:: Exercise aim ::
All lines holding the string "React" are to be shown.
---------- Dataset section ----------
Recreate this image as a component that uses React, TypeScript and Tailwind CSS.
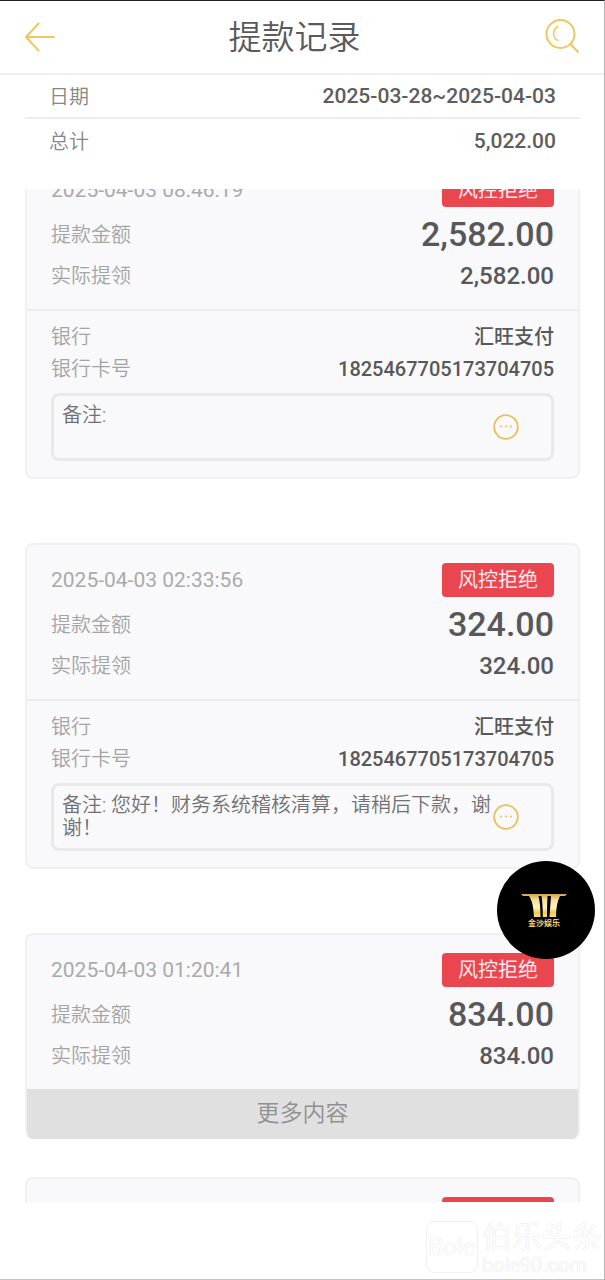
import React from "react";

type Withdrawal = {
  time: string;
  amount: string;
  bank?: string;
  card?: string;
  note?: string;
};

const records: Withdrawal[] = [
  { time: "2025-04-03 08:46:19", amount: "2,582.00", bank: "汇旺支付", card: "1825467705173704705", note: "" },
  {
    time: "2025-04-03 02:33:56",
    amount: "324.00",
    bank: "汇旺支付",
    card: "1825467705173704705",
    note: "您好！财务系统稽核清算，请稍后下款，谢谢！",
  },
  { time: "2025-04-03 01:20:41", amount: "834.00" },
];

function BackIcon() {
  return (
    <svg width="32" height="32" viewBox="0 0 32 32" fill="none" stroke="#efc75e" strokeWidth="2" strokeLinecap="round" strokeLinejoin="round">
      <path d="M30 16H2M14.500 2.500 2 16l12.500 13.500" />
    </svg>
  );
}

function SearchIcon() {
  return (
    <svg width="36" height="36" viewBox="0 0 36 36" fill="none" stroke="#efc75e" strokeWidth="2" strokeLinecap="round">
      <circle cx="15.5" cy="15" r="14" />
      <path d="m25.500 25 7.500 8" />
      <path d="M13 7.500c-6 3-6 11 0 14" strokeWidth="1.500" />
    </svg>
  );
}

function MoreIcon() {
  return (
    <svg width="26" height="26" viewBox="0 0 26 26" fill="none">
      <circle cx="13" cy="13" r="11.800" stroke="#eabf5a" strokeWidth="1.800" />
      <g fill="#eabf5a">
        <circle cx="8" cy="12.500" r="1" />
        <circle cx="13" cy="12.500" r="1" />
        <circle cx="18" cy="12.500" r="1" />
      </g>
    </svg>
  );
}

function Badge() {
  return (
    <span className="flex h-[34px] w-28 items-center justify-center rounded-sm bg-[#ea4650] text-xl text-[#ffe9ea]">风控拒绝</span>
  );
}

function Row({ label, className, children }: { label: string; className: string; children: React.ReactNode }) {
  return (
    <div className={`flex items-center justify-between ${className}`}>
      <dt className="font-[350] text-[#a4a4a5]">{label}</dt>
      <dd className="font-medium text-[#58585a]">{children}</dd>
    </div>
  );
}

function Card({ item }: { item: Withdrawal }) {
  return (
    <article
      className={`shrink-0 overflow-hidden rounded-lg border-2 border-[#f0f0f1] bg-[#f9f9fb] text-xl ${item.bank ? "" : "border-b-0"}`}
    >
      <div className="px-6 pt-[18px] pb-4">
        <div className="flex items-center justify-between">
          <time className="pt-0.5 text-[21px] text-[#aaaaab]">{item.time}</time>
          <Badge />
        </div>
        <dl className="mt-1">
          <Row label="提款金额" className="h-12">
            <span className="text-[34px]">{item.amount}</span>
          </Row>
          <Row label="实际提领" className="h-[34px]">
            <span className="text-2xl">{item.amount}</span>
          </Row>
        </dl>
      </div>
      {item.bank ? (
        <div className="border-t-2 border-[#ececed] px-6 pt-2.5 pb-4">
          <dl>
            <Row label="银行" className="h-8">{item.bank}</Row>
            <Row label="银行卡号" className="h-8">{item.card}</Row>
          </dl>
          <div className="mt-2 flex h-[68px] justify-between rounded-lg border-3 border-[#e9e9ea] pr-8 pl-2">
            <p className="pt-2 leading-[23px] font-[350] text-[#717173]">备注: {item.note}</p>
            <button type="button" aria-label="查看备注" className="shrink-0">
              <MoreIcon />
            </button>
          </div>
        </div>
      ) : (
        <button type="button" className="block h-[50px] w-full bg-[#e0e0e0] text-[23px] font-[350] text-[#909092]">
          更多内容
        </button>
      )}
    </article>
  );
}

function FloatingLogo() {
  return (
    <a
      href="#home"
      aria-label="金沙娱乐"
      className="absolute top-[860px] right-[9px] flex size-[98px] flex-col items-center justify-center rounded-full bg-black pr-1"
    >
      <svg width="46" height="26" viewBox="0 0 46 26">
        <defs>
          <linearGradient id="gold" x1="0" x2="0" y1="0" y2="26" gradientUnits="userSpaceOnUse">
            <stop offset="0" stopColor="#c39a4a" />
            <stop offset="0.250" stopColor="#f6dc90" />
            <stop offset="0.550" stopColor="#fff3bd" />
            <stop offset="0.750" stopColor="#f0cb5c" />
            <stop offset="1" stopColor="#fbe88a" />
          </linearGradient>
        </defs>
        <g fill="url(#gold)">
          <path d="M0 1h46l-2 2H2Z" />
          <path d="M8 3h9.500c1.500 6 2 13 2 21H13C12.500 15 11.500 8 8 3Z" />
          <path d="M20.500 3h6c-.5 7-.5 14-.5 21h-4.200c0-8-.3-15-1.300-21Z" />
          <path d="M30 3h9c-3 6-4 13-4 21h-6.500Z" />
        </g>
      </svg>
      <span className="text-[8px] leading-[9px] font-bold text-[#f0d57c]">金沙娱乐</span>
    </a>
  );
}

export default function App() {
  return (
    <div className="relative flex h-screen flex-col overflow-hidden border-t border-r border-t-[#222] border-r-[#b4b4b4] bg-white font-['Roboto','Noto_Sans_CJK_SC',sans-serif]">
      <header className="flex h-[74px] shrink-0 items-center justify-between border-b-2 border-[#efefef] pr-[23px] pl-6">
        <button type="button" aria-label="返回">
          <BackIcon />
        </button>
        <h1 className="flex-1 pt-0.5 pr-3 text-center text-[33px] font-[350] text-[#5a5a5a]">提款记录</h1>
        <button type="button" aria-label="搜索">
          <SearchIcon />
        </button>
      </header>

      <dl className="mr-6 ml-[25px] shrink-0 pb-[26px] text-xl">
        <div className="flex h-11 items-center justify-between border-b-2 border-[#ededed] px-6 pt-0.5">
          <dt className="font-[350] text-[#868686]">日期</dt>
          <dd className="text-[21px] font-medium text-[#5d5d5d]">2025-03-28~2025-04-03</dd>
        </div>
        <div className="flex h-11 items-center justify-between px-6 pt-0.5">
          <dt className="font-[350] text-[#868686]">总计</dt>
          <dd className="text-[21px] font-medium text-[#5d5d5d]">5,022.00</dd>
        </div>
      </dl>

      <main className="min-h-0 flex-1 overflow-hidden pr-6 pl-[25px]">
        <div className="-mt-9 flex flex-col">
          <div className="flex flex-col gap-16">
            {records.map((item) => (
              <Card key={item.time} item={item} />
            ))}
          </div>
          <div className="mt-[38px] rounded-t-lg border-2 border-b-0 border-[#f0f0f1] bg-[#f9f9fb] px-6 pt-[18px]">
            <div className="flex h-10 justify-end">
              <span className="h-[34px] w-28 rounded-sm bg-[#ea4650]" />
            </div>
          </div>
        </div>
      </main>

      <footer className="flex h-[78px] shrink-0 items-end justify-end border-b border-[#c4c4c4] pb-1">
        <div className="flex items-center gap-1 pr-0.5 text-[#fdfdfd] [text-shadow:0_0_1px_#cfcfcf]">
          <span className="flex size-[52px] items-center justify-center rounded-lg border border-[#f2f2f2] text-2xl">Bole</span>
          <span className="flex flex-col">
            <span className="text-3xl leading-9">伯乐头条</span>
            <span className="text-xl leading-5">bole90.com</span>
          </span>
        </div>
      </footer>

      <FloatingLogo />
    </div>
  );
}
----------
:: Right answer ::
Recreate this image as a component that uses React, TypeScript and Tailwind CSS.
import React from "react";
function Row({ label, className, children }: { label: string; className: string; children: React.ReactNode }) {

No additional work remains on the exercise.